C’est ce qui fait que contrairement aux États-Unis, il est impossible pour un film de sortir en même temps en salles et en VOD. On a considéré que cela ferait trop de mal aux exploitants de salle de laisser faire un tel mécanisme.
Je suis plutôt un défenseur de cette chronologie car l’idée est de promouvoir un système vertueux pour que tout le monde touche sa part. J’ai parlé du CNC qui est un acteur majeur dans la production mais les autres acteurs majeurs de la production en France sont les chaînes TV avec Canal + en tête.
La chronologie des médias après sortie en salles en France en 2022 :
Le système est vertueux car les acteurs de la distribution sont récompensés à hauteur de leur participation dans la production cinématographique française. C’est pour ça que récemment Netflix a gagné deux mois par rapport à Amazon et Disney + car ils ont un deal avec le CNC pour financer des films français en langue française.

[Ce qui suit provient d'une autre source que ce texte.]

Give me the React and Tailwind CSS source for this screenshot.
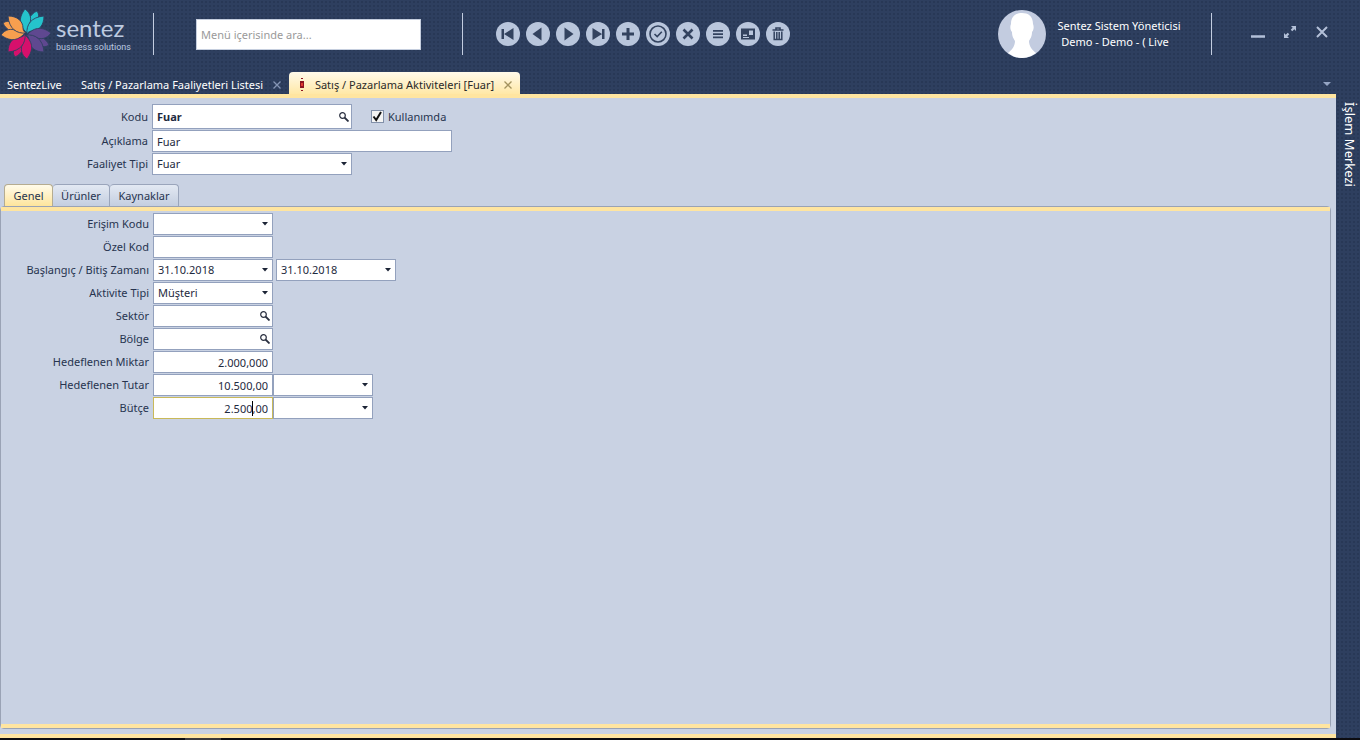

On peut donc imaginer une Sortie Licence Globale sans pénaliser les autres acteurs de la distribution en l’intégrant dans cette chronologie. Si on veut rendre la plateforme volontairement attractive. On peut donc décider de la caler dans la chronologie entre Canal + et Netflix pour faire jouer l’effet d’exclusivité et donner l’avantage à notre Licence.
Pour conclure.
On prend ce qui marche et ce qui a séduit c’est à dire une plateforme centralisée à abonnement de streaming. Et on y ajoute tout ce qui est produit, a été produit par le CNC, qui tombe dans le domaine public tout en respectant la chronologie des médias. Les films seront ainsi sur une plateforme toujours disponible, on a ensuite possibilité d’y intégrer une curation pour valoriser notre patrimoine, notre industrie et on peut faire payer ça à prix fixe comme avec un abonnement.
Mission accomplies :
- Valorisation de notre patrimoine culturel
- Mise en place à un accès illimité à pan entier de la culture à prix fixe pour que le plus grand nombre en profite avec un simple accès à Internet
- Respect des créateurs qui ne verront pas leurs films tombés dans l’oubli et dont les films seront toujours accessibles.
- Possible rémunération des ayants droits (j’ai moins étudié cette question mais je pense que quelque chose est possible là dessus.)
Concernant le financement je préfère faire payer les utilisateurs intéressés que faire payer tout le monde sur ce sujet mais je suis prêt à me laisser convaincre on va dire.
En espérant avoir apporté une contribution intéressante sur ce sujet.